The Jaguars looked like they were primed for another run, but the wheels fell off in short order though.
The Packers were a popular pick for a Super Bowl run. They've had some awful losses.
The Eagles have been up and down, but they've been ravaged by injuries, especially in the secondary.
The NFL has done an amazing job of creating this parity each year
(and yes, I think it makes the Patriots success that much more impressive).
The Eagles had to play the Vikings and Rams this year outside of the Division and other predetermined games
The Giants had to play the Bears and 49ers in the same setup.
Yes, it's only two games, but the NFL does a good job with home and away as well, to make sure that teams who win the previous year, have a harder road the next year.
when the NFL had 3 divisions in each conference. Finishing in 1st impacted 4 games per year from 1978-2001. Now it impacts 2 per year.
The biggest windfall used to be the "fifth place schedule." From 1978-1994, when only 4 of the 6 divisions had 5 teams, the 5th place teams all played one another, including home-and-home against the other 5th place team in the same conference. They also played all teams in the 4-team divisions in their conference. This meant a 5th place team from the previous season would play 5 games against other last-place teams.
The 1979 Bucs parlayed a 5th place schedule to a shocking division title (winning a tiebreaker with the wild card Bears). The same was true of the 1987 Colts (who got an extra nudge from the strike and games with replacement players), the 1991 Broncos, the 1992 Chargers, and the 1993 Lions. Others used 5th place schedules to gain wild card berths, including the 1981 and 1984 Giants, 1981 Jets, and 1983 Broncos.
Which teams have played each other the most based on the parity scheduling? I wonder, not counting playoffs, if the teams that have played each other (same conference different division) the most are either annually good teams (Patriots, Steelers, Packers, Falcons?) or annually shitty teams (Browns, Bills, 9ers, Bucs)
Or maybe the sample size is small enough that the highest pairs on this list wouldn't be annually anything (good, bad, mediocre) but rather they've timed their parity to sync up well with another team and only diverge on 1 in 3 years that they play each other annually.
I still have a hard time believing that 1/8 of the schedule is the cause of all the parity in the NFL. I think the draft might have more to do with it than the scheduling...but it certainly looks like scheduling is a big piece. I'd be interested to know how the road/home parity works.

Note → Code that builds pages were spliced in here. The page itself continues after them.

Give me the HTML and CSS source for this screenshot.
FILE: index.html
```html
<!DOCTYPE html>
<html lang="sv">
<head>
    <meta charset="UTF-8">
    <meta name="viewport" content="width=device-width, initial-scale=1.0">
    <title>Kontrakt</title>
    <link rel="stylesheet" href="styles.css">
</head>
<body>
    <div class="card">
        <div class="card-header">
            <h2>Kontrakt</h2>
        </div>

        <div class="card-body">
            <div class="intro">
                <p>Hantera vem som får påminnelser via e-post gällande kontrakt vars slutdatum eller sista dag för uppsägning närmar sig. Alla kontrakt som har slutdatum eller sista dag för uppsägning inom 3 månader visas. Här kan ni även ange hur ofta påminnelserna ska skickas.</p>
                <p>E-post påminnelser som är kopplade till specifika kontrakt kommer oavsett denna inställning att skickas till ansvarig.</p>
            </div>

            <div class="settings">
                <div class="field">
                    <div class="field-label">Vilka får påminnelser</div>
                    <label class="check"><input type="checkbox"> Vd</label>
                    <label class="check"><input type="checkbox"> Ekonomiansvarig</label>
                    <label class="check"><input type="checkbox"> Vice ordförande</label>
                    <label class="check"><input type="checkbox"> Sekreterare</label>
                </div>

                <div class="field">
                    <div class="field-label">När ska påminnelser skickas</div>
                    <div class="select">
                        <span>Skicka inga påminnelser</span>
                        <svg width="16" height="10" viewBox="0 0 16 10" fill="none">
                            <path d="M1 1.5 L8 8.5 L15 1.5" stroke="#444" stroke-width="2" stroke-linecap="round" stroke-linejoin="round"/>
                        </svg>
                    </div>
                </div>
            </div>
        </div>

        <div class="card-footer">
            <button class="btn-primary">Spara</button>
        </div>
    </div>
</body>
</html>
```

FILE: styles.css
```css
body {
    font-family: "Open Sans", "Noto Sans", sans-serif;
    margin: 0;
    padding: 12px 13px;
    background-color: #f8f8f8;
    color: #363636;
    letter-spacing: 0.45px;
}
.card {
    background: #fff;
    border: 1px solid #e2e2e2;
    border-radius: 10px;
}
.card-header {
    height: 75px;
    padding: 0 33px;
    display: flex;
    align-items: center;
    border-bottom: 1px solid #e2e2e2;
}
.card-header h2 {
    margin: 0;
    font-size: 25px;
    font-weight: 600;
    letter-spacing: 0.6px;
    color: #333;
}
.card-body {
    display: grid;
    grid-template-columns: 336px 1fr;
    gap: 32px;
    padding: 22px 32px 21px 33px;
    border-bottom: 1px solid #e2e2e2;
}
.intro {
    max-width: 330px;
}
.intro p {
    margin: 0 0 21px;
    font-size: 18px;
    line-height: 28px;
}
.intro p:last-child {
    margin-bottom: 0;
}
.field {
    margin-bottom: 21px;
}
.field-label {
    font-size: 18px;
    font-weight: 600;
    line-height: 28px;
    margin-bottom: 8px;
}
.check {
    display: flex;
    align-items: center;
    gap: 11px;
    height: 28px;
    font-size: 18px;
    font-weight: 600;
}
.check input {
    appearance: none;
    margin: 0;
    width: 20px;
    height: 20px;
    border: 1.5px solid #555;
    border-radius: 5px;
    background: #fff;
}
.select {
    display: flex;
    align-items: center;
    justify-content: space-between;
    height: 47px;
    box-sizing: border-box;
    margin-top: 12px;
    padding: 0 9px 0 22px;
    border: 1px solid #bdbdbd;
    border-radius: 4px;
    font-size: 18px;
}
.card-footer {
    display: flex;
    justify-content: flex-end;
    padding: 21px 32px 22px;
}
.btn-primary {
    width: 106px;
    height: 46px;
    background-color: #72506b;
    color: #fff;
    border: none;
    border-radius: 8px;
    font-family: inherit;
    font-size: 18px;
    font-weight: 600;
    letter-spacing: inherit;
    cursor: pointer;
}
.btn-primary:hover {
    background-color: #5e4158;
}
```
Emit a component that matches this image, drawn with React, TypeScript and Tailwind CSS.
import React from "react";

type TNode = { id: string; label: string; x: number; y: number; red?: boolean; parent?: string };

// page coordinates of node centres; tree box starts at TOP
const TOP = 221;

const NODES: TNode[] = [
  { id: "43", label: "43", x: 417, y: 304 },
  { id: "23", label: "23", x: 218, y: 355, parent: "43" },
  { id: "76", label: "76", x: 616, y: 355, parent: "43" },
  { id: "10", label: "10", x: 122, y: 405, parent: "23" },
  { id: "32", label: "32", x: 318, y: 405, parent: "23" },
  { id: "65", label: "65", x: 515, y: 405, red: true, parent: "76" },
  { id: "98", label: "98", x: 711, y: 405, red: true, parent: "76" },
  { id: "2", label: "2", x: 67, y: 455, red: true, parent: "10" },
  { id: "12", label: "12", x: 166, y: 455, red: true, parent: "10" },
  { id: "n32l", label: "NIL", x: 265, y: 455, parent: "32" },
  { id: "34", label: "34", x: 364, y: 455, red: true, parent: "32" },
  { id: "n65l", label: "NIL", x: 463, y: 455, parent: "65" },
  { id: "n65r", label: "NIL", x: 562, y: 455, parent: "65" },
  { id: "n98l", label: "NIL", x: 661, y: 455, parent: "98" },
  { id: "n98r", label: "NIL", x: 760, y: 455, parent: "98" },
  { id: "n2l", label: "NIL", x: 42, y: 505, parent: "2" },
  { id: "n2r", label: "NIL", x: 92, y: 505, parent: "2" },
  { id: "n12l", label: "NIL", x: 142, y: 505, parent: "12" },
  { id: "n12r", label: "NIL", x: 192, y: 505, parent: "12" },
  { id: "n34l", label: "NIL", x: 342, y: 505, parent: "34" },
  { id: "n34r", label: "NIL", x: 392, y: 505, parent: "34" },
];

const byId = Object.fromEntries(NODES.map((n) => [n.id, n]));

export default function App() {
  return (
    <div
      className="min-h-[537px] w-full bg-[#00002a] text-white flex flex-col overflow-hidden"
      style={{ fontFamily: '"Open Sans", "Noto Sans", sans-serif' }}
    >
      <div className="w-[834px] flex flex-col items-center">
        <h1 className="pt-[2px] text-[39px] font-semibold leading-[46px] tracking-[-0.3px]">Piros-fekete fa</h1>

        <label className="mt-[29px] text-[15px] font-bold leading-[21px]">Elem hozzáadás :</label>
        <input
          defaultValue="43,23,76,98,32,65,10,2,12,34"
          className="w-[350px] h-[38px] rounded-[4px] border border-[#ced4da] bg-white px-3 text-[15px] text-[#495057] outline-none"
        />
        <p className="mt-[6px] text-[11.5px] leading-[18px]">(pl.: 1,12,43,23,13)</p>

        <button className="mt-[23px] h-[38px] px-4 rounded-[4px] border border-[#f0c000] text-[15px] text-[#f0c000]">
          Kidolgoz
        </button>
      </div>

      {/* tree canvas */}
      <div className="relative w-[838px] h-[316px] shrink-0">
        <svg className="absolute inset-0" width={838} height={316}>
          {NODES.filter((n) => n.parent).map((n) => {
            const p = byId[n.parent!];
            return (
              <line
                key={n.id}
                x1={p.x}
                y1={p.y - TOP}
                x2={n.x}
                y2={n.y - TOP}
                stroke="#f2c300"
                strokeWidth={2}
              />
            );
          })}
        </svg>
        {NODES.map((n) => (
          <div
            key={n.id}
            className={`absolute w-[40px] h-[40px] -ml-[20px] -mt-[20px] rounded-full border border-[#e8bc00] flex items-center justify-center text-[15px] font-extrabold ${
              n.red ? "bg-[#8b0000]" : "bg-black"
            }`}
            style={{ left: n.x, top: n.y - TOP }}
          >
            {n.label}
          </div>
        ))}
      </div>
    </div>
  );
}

That never would've happened in decades past. A game like that this late in the season usually would've been aired only in Detroit, or perhaps also Phoenix in the unlikely event it was sold out. There were even late-season Bears games that weren't shown in South Bend if both the Bears and their opponent were out of the playoff race.
I guess they really want to force some people to get NFL Sunday Ticket.

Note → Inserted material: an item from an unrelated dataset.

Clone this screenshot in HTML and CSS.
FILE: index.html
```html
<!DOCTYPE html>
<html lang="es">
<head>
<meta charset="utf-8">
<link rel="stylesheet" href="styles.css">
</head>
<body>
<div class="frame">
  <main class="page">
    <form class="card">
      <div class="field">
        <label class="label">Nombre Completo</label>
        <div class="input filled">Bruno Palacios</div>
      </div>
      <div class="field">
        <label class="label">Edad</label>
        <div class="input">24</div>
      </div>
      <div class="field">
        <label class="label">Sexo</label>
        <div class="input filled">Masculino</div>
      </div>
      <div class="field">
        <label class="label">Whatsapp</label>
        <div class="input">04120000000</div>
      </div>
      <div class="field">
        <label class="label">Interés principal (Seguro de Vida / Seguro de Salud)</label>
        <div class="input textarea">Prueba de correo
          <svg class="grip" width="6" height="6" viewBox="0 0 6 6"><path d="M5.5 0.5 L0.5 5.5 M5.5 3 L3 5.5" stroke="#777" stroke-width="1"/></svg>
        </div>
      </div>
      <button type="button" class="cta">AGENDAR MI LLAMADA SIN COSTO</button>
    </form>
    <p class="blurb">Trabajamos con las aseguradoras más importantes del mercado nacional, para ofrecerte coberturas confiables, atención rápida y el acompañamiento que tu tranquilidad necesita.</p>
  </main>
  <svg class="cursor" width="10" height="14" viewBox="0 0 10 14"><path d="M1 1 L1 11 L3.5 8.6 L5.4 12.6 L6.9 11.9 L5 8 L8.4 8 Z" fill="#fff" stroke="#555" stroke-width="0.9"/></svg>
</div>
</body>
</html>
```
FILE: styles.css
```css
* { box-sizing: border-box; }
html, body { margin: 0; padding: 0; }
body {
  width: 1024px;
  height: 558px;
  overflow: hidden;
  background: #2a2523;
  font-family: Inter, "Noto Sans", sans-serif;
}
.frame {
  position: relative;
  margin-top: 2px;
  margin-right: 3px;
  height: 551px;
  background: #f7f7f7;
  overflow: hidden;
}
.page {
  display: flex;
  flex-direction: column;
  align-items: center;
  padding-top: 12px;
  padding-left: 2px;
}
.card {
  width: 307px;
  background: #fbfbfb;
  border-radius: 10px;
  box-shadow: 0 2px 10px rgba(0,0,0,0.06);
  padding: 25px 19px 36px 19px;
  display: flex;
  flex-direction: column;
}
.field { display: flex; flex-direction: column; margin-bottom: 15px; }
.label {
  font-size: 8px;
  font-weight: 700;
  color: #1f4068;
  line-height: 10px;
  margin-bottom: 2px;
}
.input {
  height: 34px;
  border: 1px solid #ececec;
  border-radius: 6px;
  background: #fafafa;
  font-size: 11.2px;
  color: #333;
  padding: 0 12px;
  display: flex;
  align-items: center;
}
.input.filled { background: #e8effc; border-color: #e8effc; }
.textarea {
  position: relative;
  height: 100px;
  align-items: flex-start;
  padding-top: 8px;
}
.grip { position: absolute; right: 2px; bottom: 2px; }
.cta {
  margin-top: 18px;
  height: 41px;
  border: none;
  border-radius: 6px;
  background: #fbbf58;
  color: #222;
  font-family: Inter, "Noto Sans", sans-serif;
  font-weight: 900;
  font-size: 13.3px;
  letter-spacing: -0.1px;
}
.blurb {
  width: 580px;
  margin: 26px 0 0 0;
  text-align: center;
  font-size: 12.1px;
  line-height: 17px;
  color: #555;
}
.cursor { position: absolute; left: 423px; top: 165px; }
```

As for most disappointing team, it has to be the Jaguars. They started 3-1 and played the then-undefeated Chiefs in what was viewed as a huge showdown. They lost 30-14, then got blown out at Dallas, and are now in a 1-8 tailspin. They'll probably finish 4-12 or 5-11 -- they might beat also-disappointing Washington this week.
Jags looked like one of the teams to beat in the AFC after their victory over the Pats really this year. Then they Bortled the rest of their season away.
Vikings looked like they were just a piece away from the Superbowl last year. They "upgraded" at QB this year and returned Cook from injury. I think most of their team was otherwise interact from last year. Not really sure what happened there, but I haven't paid enough attention.
I think Philly could've gone 0-16 and their fans wouldn't have cared after their Superbowl last year. Injuries and a much tougher schedule have taken their toll this year.
And they suck - just hid it better last year
It wasn't very good last season either.